=== Work required ===
Reproduce the listing below character for character; drop every image.

=== Data section ===

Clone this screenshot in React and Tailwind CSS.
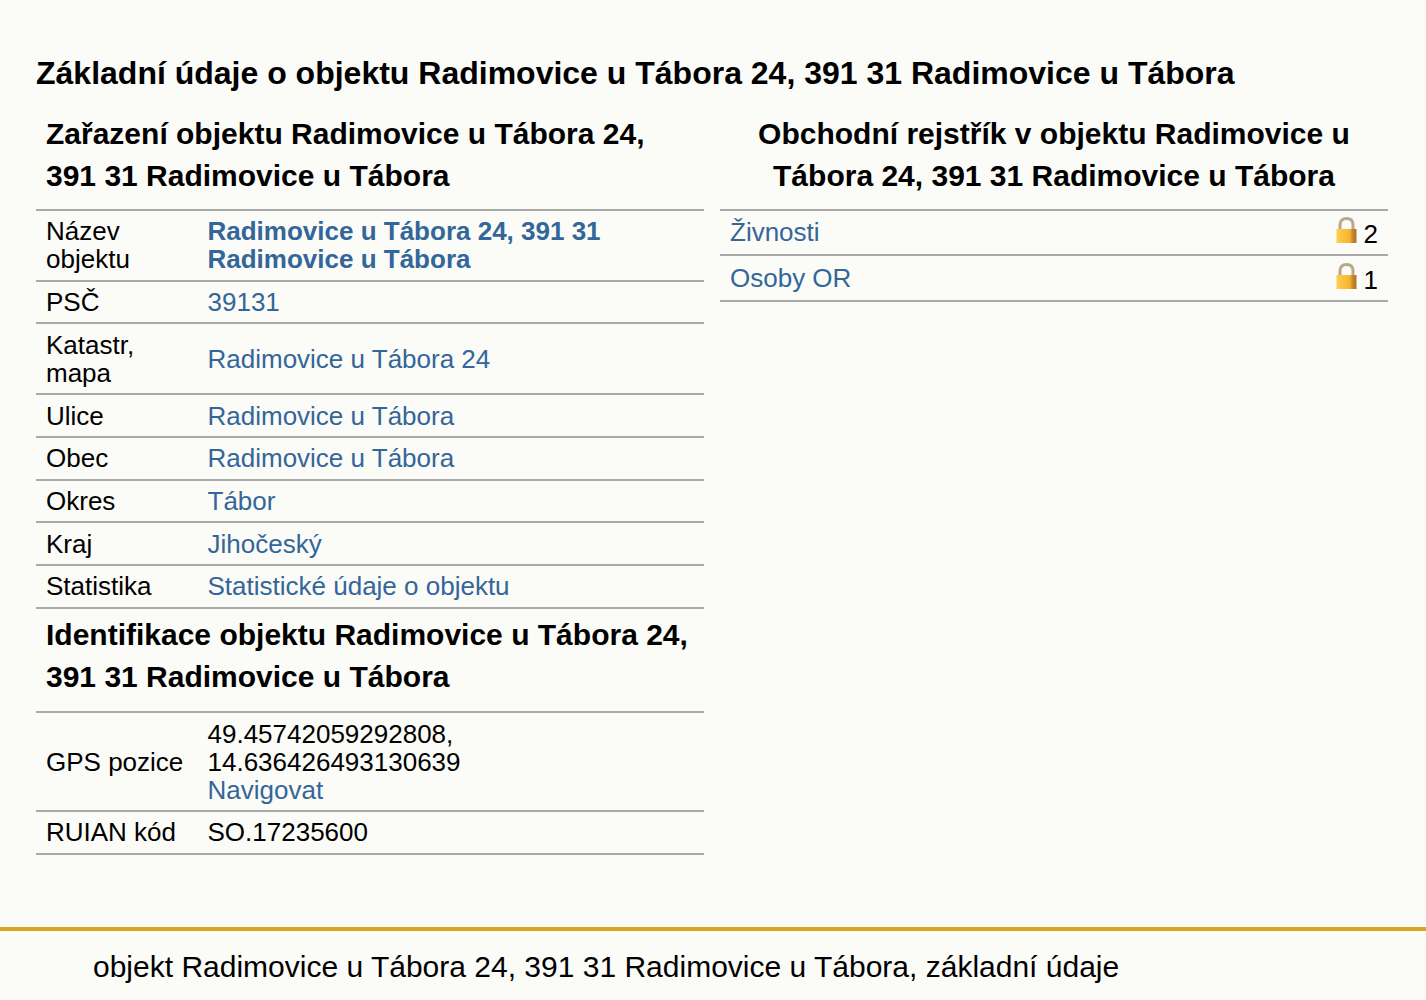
import React from 'react';

const Lock = () => (
  <svg width="21" height="26" viewBox="0 0 21 26" className="shrink-0 mb-[5px]">
    <defs>
      <linearGradient id="lockBody" x1="0" y1="0" x2="1" y2="0">
        <stop offset="0" stopColor="#ffce4f" />
        <stop offset="0.65" stopColor="#f7b52f" />
        <stop offset="0.8" stopColor="#c98a2a" />
        <stop offset="1" stopColor="#a87426" />
      </linearGradient>
    </defs>
    <path d="M4 13V7.500C4 3.600 6.500 1.500 10.500 1.500S17 3.600 17 7.500V13" fill="none" stroke="#b8a88e" strokeWidth="3" />
    <rect x="0.500" y="12" width="20" height="14" fill="url(#lockBody)" />
  </svg>
);

const Row = ({ label, children }) => (
  <div className="grid grid-cols-[161.5px_1fr] items-center border-b-2 border-[#aaaaaa] pl-[10px] py-[6.37px]">
    <div>{label}</div>
    <div className="pr-[60px]">{children}</div>
  </div>
);

const A = ({ children, bold }) => (
  <a href="#" className={bold ? 'text-[#336699] font-bold' : 'text-[#336699]'}>{children}</a>
);

const LockRow = ({ name, count, className }) => (
  <div className={`flex items-center justify-between border-b-2 border-[#aaaaaa] px-[10px] ${className}`}>
    <div className="pb-[1px]"><A>{name}</A></div>
    <div className="flex items-center gap-[7px]">
      <Lock />
      <span className="mt-[3px]">{count}</span>
    </div>
  </div>
);

export default function App() {
  return (
    <div className="min-h-screen bg-[#fbfbf7] text-black font-['Liberation_Sans',Arial,sans-serif] text-[26px] leading-[28px] flex flex-col">
      <div className="pl-[36px] pr-[38px] pt-[52px] h-[927px]">
        <h1 className="font-bold text-[32px] leading-[42px]">Základní údaje o objektu Radimovice u Tábora 24, 391 31 Radimovice u Tábora</h1>
        <div className="grid grid-cols-[668px_668px] gap-[16px] mt-[19px]">
          <div>
            <h2 className="font-bold text-[30px] leading-[42px] pl-[10px] pr-[40px] pb-[12px]">Zařazení objektu Radimovice u Tábora 24, 391 31 Radimovice u Tábora</h2>
            <div className="border-t-2 border-[#aaaaaa]">
              <Row label="Název objektu"><A bold>Radimovice u Tábora 24, 391 31 Radimovice u Tábora</A></Row>
              <Row label="PSČ"><A>39131</A></Row>
              <Row label={<>Katastr,<br />mapa</>}><A>Radimovice u Tábora 24</A></Row>
              <Row label="Ulice"><A>Radimovice u Tábora</A></Row>
              <Row label="Obec"><A>Radimovice u Tábora</A></Row>
              <Row label="Okres"><A>Tábor</A></Row>
              <Row label="Kraj"><A>Jihočeský</A></Row>
              <Row label="Statistika"><A>Statistické údaje o objektu</A></Row>
            </div>
            <h2 className="font-bold text-[30px] leading-[42px] px-[10px] pb-[13.5px] pt-[5px]">Identifikace objektu Radimovice u Tábora 24, 391 31 Radimovice u Tábora</h2>
            <div className="border-t-2 border-[#aaaaaa]">
              <Row label="GPS pozice">49.45742059292808,<br />14.636426493130639<br /><A>Navigovat</A></Row>
              <Row label="RUIAN kód">SO.17235600</Row>
            </div>
          </div>
          <div>
            <h2 className="font-bold text-[30px] leading-[42px] text-center px-[10px] pb-[12px]">Obchodní rejstřík v objektu Radimovice u Tábora 24, 391 31 Radimovice u Tábora</h2>
            <div className="border-t-2 border-[#aaaaaa]">
              <LockRow name="Živnosti" count="2" className="h-[45px]" />
              <LockRow name="Osoby OR" count="1" className="h-[46px]" />
            </div>
          </div>
        </div>
      </div>
      <footer className="border-t-4 border-[#daa520] pl-[93px] pt-[18px] text-[30px] leading-[36px] h-[73px]">
        objekt Radimovice u Tábora 24, 391 31 Radimovice u Tábora, základní údaje
      </footer>
    </div>
  );
}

=== Solution below ===
Clone this screenshot in React and Tailwind CSS.
import React from 'react';

const Lock = () => (
  <svg width="21" height="26" viewBox="0 0 21 26" className="shrink-0 mb-[5px]">
    <defs>
      <linearGradient id="lockBody" x1="0" y1="0" x2="1" y2="0">
        <stop offset="0" stopColor="#ffce4f" />
        <stop offset="0.65" stopColor="#f7b52f" />
        <stop offset="0.8" stopColor="#c98a2a" />
        <stop offset="1" stopColor="#a87426" />
      </linearGradient>
    </defs>
    <path d="M4 13V7.500C4 3.600 6.500 1.500 10.500 1.500S17 3.600 17 7.500V13" fill="none" stroke="#b8a88e" strokeWidth="3" />
    <rect x="0.500" y="12" width="20" height="14" fill="url(#lockBody)" />
  </svg>
);

const Row = ({ label, children }) => (
  <div className="grid grid-cols-[161.5px_1fr] items-center border-b-2 border-[#aaaaaa] pl-[10px] py-[6.37px]">
    <div>{label}</div>
    <div className="pr-[60px]">{children}</div>
  </div>
);

const A = ({ children, bold }) => (
  <a href="#" className={bold ? 'text-[#336699] font-bold' : 'text-[#336699]'}>{children}</a>
);

const LockRow = ({ name, count, className }) => (
  <div className={`flex items-center justify-between border-b-2 border-[#aaaaaa] px-[10px] ${className}`}>
    <div className="pb-[1px]"><A>{name}</A></div>
    <div className="flex items-center gap-[7px]">
      <Lock />
      <span className="mt-[3px]">{count}</span>
    </div>
  </div>
);

export default function App() {
  return (
    <div className="min-h-screen bg-[#fbfbf7] text-black font-['Liberation_Sans',Arial,sans-serif] text-[26px] leading-[28px] flex flex-col">
      <div className="pl-[36px] pr-[38px] pt-[52px] h-[927px]">
        <h1 className="font-bold text-[32px] leading-[42px]">Základní údaje o objektu Radimovice u Tábora 24, 391 31 Radimovice u Tábora</h1>
        <div className="grid grid-cols-[668px_668px] gap-[16px] mt-[19px]">
          <div>
            <h2 className="font-bold text-[30px] leading-[42px] pl-[10px] pr-[40px] pb-[12px]">Zařazení objektu Radimovice u Tábora 24, 391 31 Radimovice u Tábora</h2>
            <div className="border-t-2 border-[#aaaaaa]">
              <Row label="Název objektu"><A bold>Radimovice u Tábora 24, 391 31 Radimovice u Tábora</A></Row>
              <Row label="PSČ"><A>39131</A></Row>
              <Row label={<>Katastr,<br />mapa</>}><A>Radimovice u Tábora 24</A></Row>
              <Row label="Ulice"><A>Radimovice u Tábora</A></Row>
              <Row label="Obec"><A>Radimovice u Tábora</A></Row>
              <Row label="Okres"><A>Tábor</A></Row>
              <Row label="Kraj"><A>Jihočeský</A></Row>
              <Row label="Statistika"><A>Statistické údaje o objektu</A></Row>
            </div>
            <h2 className="font-bold text-[30px] leading-[42px] px-[10px] pb-[13.5px] pt-[5px]">Identifikace objektu Radimovice u Tábora 24, 391 31 Radimovice u Tábora</h2>
            <div className="border-t-2 border-[#aaaaaa]">
              <Row label="GPS pozice">49.45742059292808,<br />14.636426493130639<br /><A>Navigovat</A></Row>
              <Row label="RUIAN kód">SO.17235600</Row>
            </div>
          </div>
          <div>
            <h2 className="font-bold text-[30px] leading-[42px] text-center px-[10px] pb-[12px]">Obchodní rejstřík v objektu Radimovice u Tábora 24, 391 31 Radimovice u Tábora</h2>
            <div className="border-t-2 border-[#aaaaaa]">
              <LockRow name="Živnosti" count="2" className="h-[45px]" />
              <LockRow name="Osoby OR" count="1" className="h-[46px]" />
            </div>
          </div>
        </div>
      </div>
      <footer className="border-t-4 border-[#daa520] pl-[93px] pt-[18px] text-[30px] leading-[36px] h-[73px]">
        objekt Radimovice u Tábora 24, 391 31 Radimovice u Tábora, základní údaje
      </footer>
    </div>
  );
}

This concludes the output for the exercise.